Panamanians have overwhelmingly backed a plan to give their famous 92-year-old canal its biggest-ever overhaul.
With two-thirds of referendum results in, Panamanians voted four-to-one to support a $5.25 billion facelift allowing the inter-oceanic canal to handle mammoth modern cargo ships, the Central American nation's Electoral Tribunal reported.
The capacity of the canal, which was US territory until it was returned to Panama in 1999, will double under the plan, allowing it to transport twice as many ships between the Atlantic and Pacific oceans, boosting government revenue.
Expansion of the canal, first opened in 1914, will create a jobs boost for Panama's three million people and spark economic growth, supporters say. But critics warn the plan could bankrupt the small nation, which is already burdened with huge debts and where most people live in poverty, if costs spiral.
Opened in 1914 at a cost of $375 million and 25,000 lives, the canal saves ships a long haul around South America's treacherous Cape Horn and carries around 4 per cent of world maritime trade.
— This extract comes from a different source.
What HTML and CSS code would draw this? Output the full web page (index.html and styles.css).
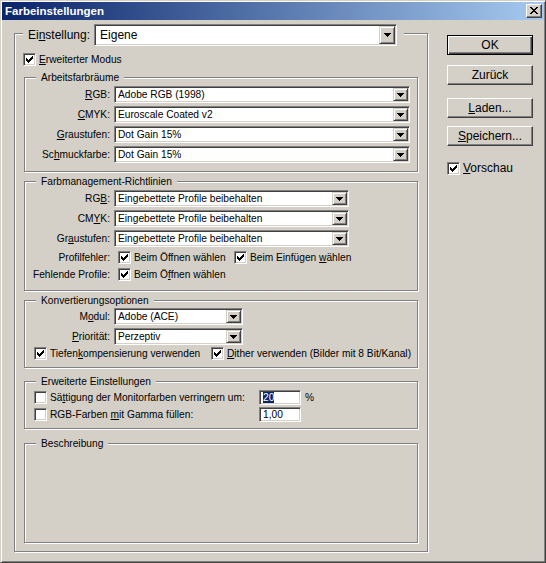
FILE: index.html
```html
<!DOCTYPE html>
<html lang="de">
<head>
<meta charset="utf-8">
<title>Farbeinstellungen</title>
<link rel="stylesheet" href="styles.css">
</head>
<body>
<div class="window">
  <div class="titlebar">
    <span class="title">Farbeinstellungen</span>
    <span class="close"><svg width="8" height="7" viewBox="0 0 8 7" shape-rendering="crispEdges"><path d="M0 0h2v1H0z M6 0h2v1H6z M1 1h2v1H1z M5 1h2v1H5z M2 2h4v1H2z M3 3h2v1H3z M2 4h4v1H2z M1 5h2v1H1z M5 5h2v1H5z M0 6h2v1H0z M6 6h2v1H6z" fill="#000"/></svg></span>
  </div>
  <div class="content">
    <div class="group outer">
      <div class="outer-head">
        <span class="big-label">Ei<u>n</u>stellung:</span>
        <div class="combo combo-big"><span class="combo-text">Eigene</span><span class="drop"><svg width="7" height="4" viewBox="0 0 7 4" shape-rendering="crispEdges"><path d="M0 0h7v1h-1v1h-1v1h-1v1h-1v-1h-1v-1h-1v-1h-1z" fill="#000"/></svg></span></div>
      </div>
      <div class="check-line mode">
        <span class="cb"><svg width="7" height="7" viewBox="0 0 7 7" shape-rendering="crispEdges"><path d="M0 2h1v3H0z M1 3h1v3H1z M2 4h1v3H2z M3 3h1v3H3z M4 2h1v3H4z M5 1h1v3H5z M6 0h1v3H6z" fill="#000"/></svg></span>
        <span class="cl-text"><u>E</u>rweiterter Modus</span>
      </div>

      <div class="group g-work">
        <div class="group-title">Arbeitsfarbräume</div>
        <div class="form">
          <span class="lbl"><u>R</u>GB:</span>
          <div class="combo w-wide"><span class="combo-text">Adobe RGB (1998)</span><span class="drop"><svg width="7" height="4" viewBox="0 0 7 4" shape-rendering="crispEdges"><path d="M0 0h7v1h-1v1h-1v1h-1v1h-1v-1h-1v-1h-1v-1h-1z" fill="#000"/></svg></span></div>
          <span class="lbl"><u>C</u>MYK:</span>
          <div class="combo w-wide"><span class="combo-text">Euroscale Coated v2</span><span class="drop"><svg width="7" height="4" viewBox="0 0 7 4" shape-rendering="crispEdges"><path d="M0 0h7v1h-1v1h-1v1h-1v1h-1v-1h-1v-1h-1v-1h-1z" fill="#000"/></svg></span></div>
          <span class="lbl"><u>G</u>raustufen:</span>
          <div class="combo w-wide"><span class="combo-text">Dot Gain 15%</span><span class="drop"><svg width="7" height="4" viewBox="0 0 7 4" shape-rendering="crispEdges"><path d="M0 0h7v1h-1v1h-1v1h-1v1h-1v-1h-1v-1h-1v-1h-1z" fill="#000"/></svg></span></div>
          <span class="lbl">Sc<u>h</u>muckfarbe:</span>
          <div class="combo w-wide"><span class="combo-text">Dot Gain 15%</span><span class="drop"><svg width="7" height="4" viewBox="0 0 7 4" shape-rendering="crispEdges"><path d="M0 0h7v1h-1v1h-1v1h-1v1h-1v-1h-1v-1h-1v-1h-1z" fill="#000"/></svg></span></div>
        </div>
      </div>

      <div class="group g-policy">
        <div class="group-title">Farbmanagement-Richtlinien</div>
        <div class="form form-policy">
          <span class="lbl">RG<u>B</u>:</span>
          <div class="combo w-mid"><span class="combo-text">Eingebettete Profile beibehalten</span><span class="drop"><svg width="7" height="4" viewBox="0 0 7 4" shape-rendering="crispEdges"><path d="M0 0h7v1h-1v1h-1v1h-1v1h-1v-1h-1v-1h-1v-1h-1z" fill="#000"/></svg></span></div>
          <span class="lbl">CM<u>Y</u>K:</span>
          <div class="combo w-mid"><span class="combo-text">Eingebettete Profile beibehalten</span><span class="drop"><svg width="7" height="4" viewBox="0 0 7 4" shape-rendering="crispEdges"><path d="M0 0h7v1h-1v1h-1v1h-1v1h-1v-1h-1v-1h-1v-1h-1z" fill="#000"/></svg></span></div>
          <span class="lbl">Gr<u>a</u>ustufen:</span>
          <div class="combo w-mid"><span class="combo-text">Eingebettete Profile beibehalten</span><span class="drop"><svg width="7" height="4" viewBox="0 0 7 4" shape-rendering="crispEdges"><path d="M0 0h7v1h-1v1h-1v1h-1v1h-1v-1h-1v-1h-1v-1h-1z" fill="#000"/></svg></span></div>
          <span class="lbl">Profilfehler:</span>
          <div class="checks">
            <div class="check-line pair-a">
              <span class="cb"><svg width="7" height="7" viewBox="0 0 7 7" shape-rendering="crispEdges"><path d="M0 2h1v3H0z M1 3h1v3H1z M2 4h1v3H2z M3 3h1v3H3z M4 2h1v3H4z M5 1h1v3H5z M6 0h1v3H6z" fill="#000"/></svg></span>
              <span class="cl-text">Beim Öffnen wählen</span>
            </div>
            <div class="check-line">
              <span class="cb"><svg width="7" height="7" viewBox="0 0 7 7" shape-rendering="crispEdges"><path d="M0 2h1v3H0z M1 3h1v3H1z M2 4h1v3H2z M3 3h1v3H3z M4 2h1v3H4z M5 1h1v3H5z M6 0h1v3H6z" fill="#000"/></svg></span>
              <span class="cl-text">Beim Einfügen <u>w</u>ählen</span>
            </div>
          </div>
          <span class="lbl">Fehlende Profile:</span>
          <div class="checks">
            <div class="check-line pair-a">
              <span class="cb"><svg width="7" height="7" viewBox="0 0 7 7" shape-rendering="crispEdges"><path d="M0 2h1v3H0z M1 3h1v3H1z M2 4h1v3H2z M3 3h1v3H3z M4 2h1v3H4z M5 1h1v3H5z M6 0h1v3H6z" fill="#000"/></svg></span>
              <span class="cl-text">Beim Ö<u>f</u>fnen wählen</span>
            </div>
          </div>
        </div>
      </div>

      <div class="group g-conv">
        <div class="group-title">Konvertierungsoptionen</div>
        <div class="form">
          <span class="lbl">M<u>o</u>dul:</span>
          <div class="combo w-small"><span class="combo-text">Adobe (ACE)</span><span class="drop"><svg width="7" height="4" viewBox="0 0 7 4" shape-rendering="crispEdges"><path d="M0 0h7v1h-1v1h-1v1h-1v1h-1v-1h-1v-1h-1v-1h-1z" fill="#000"/></svg></span></div>
          <span class="lbl"><u>P</u>riorität:</span>
          <div class="combo w-small"><span class="combo-text">Perzeptiv</span><span class="drop"><svg width="7" height="4" viewBox="0 0 7 4" shape-rendering="crispEdges"><path d="M0 0h7v1h-1v1h-1v1h-1v1h-1v-1h-1v-1h-1v-1h-1z" fill="#000"/></svg></span></div>
        </div>
        <div class="checks conv-checks">
          <div class="check-line pair-b">
            <span class="cb"><svg width="7" height="7" viewBox="0 0 7 7" shape-rendering="crispEdges"><path d="M0 2h1v3H0z M1 3h1v3H1z M2 4h1v3H2z M3 3h1v3H3z M4 2h1v3H4z M5 1h1v3H5z M6 0h1v3H6z" fill="#000"/></svg></span>
            <span class="cl-text">Tiefen<u>k</u>ompensierung verwenden</span>
          </div>
          <div class="check-line">
            <span class="cb"><svg width="7" height="7" viewBox="0 0 7 7" shape-rendering="crispEdges"><path d="M0 2h1v3H0z M1 3h1v3H1z M2 4h1v3H2z M3 3h1v3H3z M4 2h1v3H4z M5 1h1v3H5z M6 0h1v3H6z" fill="#000"/></svg></span>
            <span class="cl-text"><u>D</u>ither verwenden (Bilder mit 8 Bit/Kanal)</span>
          </div>
        </div>
      </div>

      <div class="group g-adv">
        <div class="group-title">Erweiterte Einstellungen</div>
        <div class="adv-rows">
          <div class="adv-row">
            <div class="check-line pair-c">
              <span class="cb"></span>
              <span class="cl-text">Sä<u>t</u>tigung der Monitorfarben verringern um:</span>
            </div>
            <span class="field"><span class="sel">20</span></span>
            <span class="unit">%</span>
          </div>
          <div class="adv-row">
            <div class="check-line pair-c">
              <span class="cb"></span>
              <span class="cl-text">RGB-Farben <u>m</u>it Gamma füllen:</span>
            </div>
            <span class="field">1,00</span>
          </div>
        </div>
      </div>

      <div class="group g-desc">
        <div class="group-title">Beschreibung</div>
      </div>
    </div>

    <div class="buttons">
      <div class="btn default">OK</div>
      <div class="btn b-back">Zurück</div>
      <div class="btn b-load"><u>L</u>aden...</div>
      <div class="btn b-save"><u>S</u>peichern...</div>
      <div class="check-line preview">
        <span class="cb"><svg width="7" height="7" viewBox="0 0 7 7" shape-rendering="crispEdges"><path d="M0 2h1v3H0z M1 3h1v3H1z M2 4h1v3H2z M3 3h1v3H3z M4 2h1v3H4z M5 1h1v3H5z M6 0h1v3H6z" fill="#000"/></svg></span>
        <span class="cl-text big-text"><u>V</u>orschau</span>
      </div>
    </div>
  </div>
</div>
</body>
</html>
```
FILE: styles.css
```css
* { box-sizing: border-box; }
html, body { margin: 0; padding: 0; }
body {
  width: 546px;
  height: 563px;
  overflow: hidden;
  background: #D4D0C8;
  font-family: "Liberation Sans", Arial, sans-serif;
  font-size: 10.2px;
  color: #000;
}
u { text-decoration: underline; text-underline-offset: 1px; }

.window {
  width: 546px;
  height: 563px;
  background: #D4D0C8;
  border: 1px solid;
  border-color: #D4D0C8 #404040 #404040 #D4D0C8;
  box-shadow: inset 1px 1px 0 #fff, inset -1px -1px 0 #808080;
  padding: 1px;
}

.titlebar {
  height: 18px;
  display: flex;
  align-items: center;
  justify-content: space-between;
  padding: 0 2px 0 3px;
  background: linear-gradient(to right, #0A246A, #A6CAF0);
}
.title {
  color: #fff;
  font-weight: bold;
  font-size: 11.5px;
  line-height: 14px;
  white-space: nowrap;
}
.close {
  width: 16px;
  height: 14px;
  display: flex;
  align-items: center;
  justify-content: center;
  padding: 0 0 1px 0;
  background: #D4D0C8;
  border: 1px solid;
  border-color: #fff #404040 #404040 #fff;
  box-shadow: inset -1px -1px 0 #808080;
}
.close svg { display: block; }

.content {
  display: flex;
  align-items: flex-start;
  padding-left: 12px;
}

/* etched group boxes */
.group {
  display: flex;
  flex-direction: column;
  border: 1px solid #808080;
  box-shadow: 1px 1px 0 #fff, inset 1px 1px 0 #fff;
}
.group-title {
  align-self: flex-start;
  margin: -7px 0 0 11px;
  padding: 0 5px;
  line-height: 13px;
  background: #D4D0C8;
  white-space: nowrap;
}

.outer {
  width: 414px;
  margin-top: 13px;
  padding-bottom: 8px;
}
.outer-head {
  align-self: flex-start;
  display: flex;
  align-items: center;
  gap: 4px;
  height: 22px;
  margin: -10px 0 0 8px;
  padding: 0 7px 0 5px;
  background: #D4D0C8;
}
.big-label, .big-text { font-size: 12px; }
.big-label { line-height: 14px; white-space: nowrap; }

.check-line {
  display: flex;
  align-items: center;
  gap: 3px;
  height: 13px;
  white-space: nowrap;
}
.cl-text { line-height: 13px; }
.mode { margin: 7px 0 0 8px; }

.cb {
  width: 13px;
  height: 13px;
  flex: none;
  background: #fff;
  border: 1px solid;
  border-color: #808080 #fff #fff #808080;
  box-shadow: inset 1px 1px 0 #404040, inset -1px -1px 0 #D4D0C8;
  padding: 2px;
}
.cb svg { display: block; }

/* combo boxes */
.combo {
  display: flex;
  align-items: stretch;
  height: 17px;
  background: #fff;
  border: 1px solid;
  border-color: #808080 #fff #fff #808080;
  box-shadow: inset 1px 1px 0 #404040, inset -1px -1px 0 #D4D0C8;
  padding: 1px;
}
.combo-text {
  flex: 1;
  min-width: 0;
  padding-left: 2px;
  line-height: 13px;
  white-space: nowrap;
  overflow: hidden;
}
.drop {
  width: 15px;
  flex: none;
  display: flex;
  align-items: center;
  justify-content: center;
  background: #D4D0C8;
  border: 1px solid;
  border-color: #D4D0C8 #404040 #404040 #D4D0C8;
  box-shadow: inset 1px 1px 0 #fff, inset -1px -1px 0 #808080;
}
.drop svg { display: block; }
.combo-big {
  width: 303px;
  height: 22px;
}
.combo-big .combo-text {
  font-size: 12px;
  line-height: 18px;
  padding-left: 4px;
}
.combo-big .drop { width: 16px; }

.w-wide { width: 296px; }
.w-mid { width: 235px; }
.w-small { width: 129px; }

.form {
  display: grid;
  grid-template-columns: 85px auto;
  column-gap: 4px;
  row-gap: 3px;
  align-items: center;
  justify-items: start;
  margin-top: 2px;
}
.lbl {
  justify-self: end;
  line-height: 13px;
  white-space: nowrap;
}

.g-work {
  width: 394px;
  margin: 11px 0 0 9px;
  padding-bottom: 8px;
}
.g-policy {
  width: 394px;
  margin: 9px 0 0 9px;
  padding-bottom: 9px;
}
.form-policy { grid-template-rows: 17px 17px 17px 14px 14px; }
.checks {
  display: flex;
  align-items: center;
  margin-left: 4px;
}
.pair-a { width: 116px; }

.g-conv {
  width: 394px;
  margin: 9px 0 0 9px;
  padding-bottom: 7px;
}
.g-conv .form { margin-top: 1px; }
.conv-checks { margin: 2px 0 0 9px; }
.pair-b { width: 177px; }

.g-adv {
  width: 394px;
  margin: 13px 0 0 9px;
  padding-bottom: 6px;
}
.adv-rows {
  display: flex;
  flex-direction: column;
  gap: 2px;
  margin: 2px 0 0 9px;
}
.adv-row {
  display: flex;
  align-items: center;
  height: 15px;
}
.pair-c { width: 225px; }
.field {
  width: 42px;
  height: 15px;
  background: #fff;
  border: 1px solid;
  border-color: #808080 #fff #fff #808080;
  box-shadow: inset 1px 1px 0 #404040, inset -1px -1px 0 #D4D0C8;
  padding: 1px 0 0 3px;
  line-height: 11px;
  white-space: nowrap;
}
.sel { background: #0A246A; color: #fff; }
.unit { margin-left: 4px; line-height: 13px; }

.g-desc {
  width: 394px;
  height: 100px;
  margin: 14px 0 0 9px;
}

/* buttons column */
.buttons {
  display: flex;
  flex-direction: column;
  margin: 15px 0 0 19px;
}
.btn {
  width: 86px;
  height: 20px;
  display: flex;
  align-items: center;
  justify-content: center;
  background: #D4D0C8;
  border: 1px solid;
  border-color: #fff #404040 #404040 #fff;
  box-shadow: inset -1px -1px 0 #808080;
  font-size: 12px;
  line-height: 14px;
  white-space: nowrap;
}
.btn.default {
  border-color: #000;
  box-shadow: inset 1px 1px 0 #fff, inset -1px -1px 0 #404040, inset -2px -2px 0 #808080;
}
.b-back { margin-top: 10px; }
.b-load { margin-top: 13px; }
.b-save { margin-top: 8px; }
.preview { margin-top: 16px; gap: 3px; }
```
But its lock system is too small for many modern tankers, and ships making the passage - mainly from the United States, Japan, China and Chile - also face longer waits to make the 80 kilometre inter-oceanic trip as global shipping grows.
The expansion plan will build wider locks and deeper and bigger access channels, and allow ships with 12,000 containers pass through, up from around 4,000 containers at present.
The Panama Canal Authority, which runs the waterway, warns the route will become log-jammed in seven years if nothing is done.
The project, due to start in 2008 and finish in 2014, needs $2.3 billion in loans or bonds to be paid back with revenues from higher tolls from ships using the canal, whose upgrade will not interrupt traffic.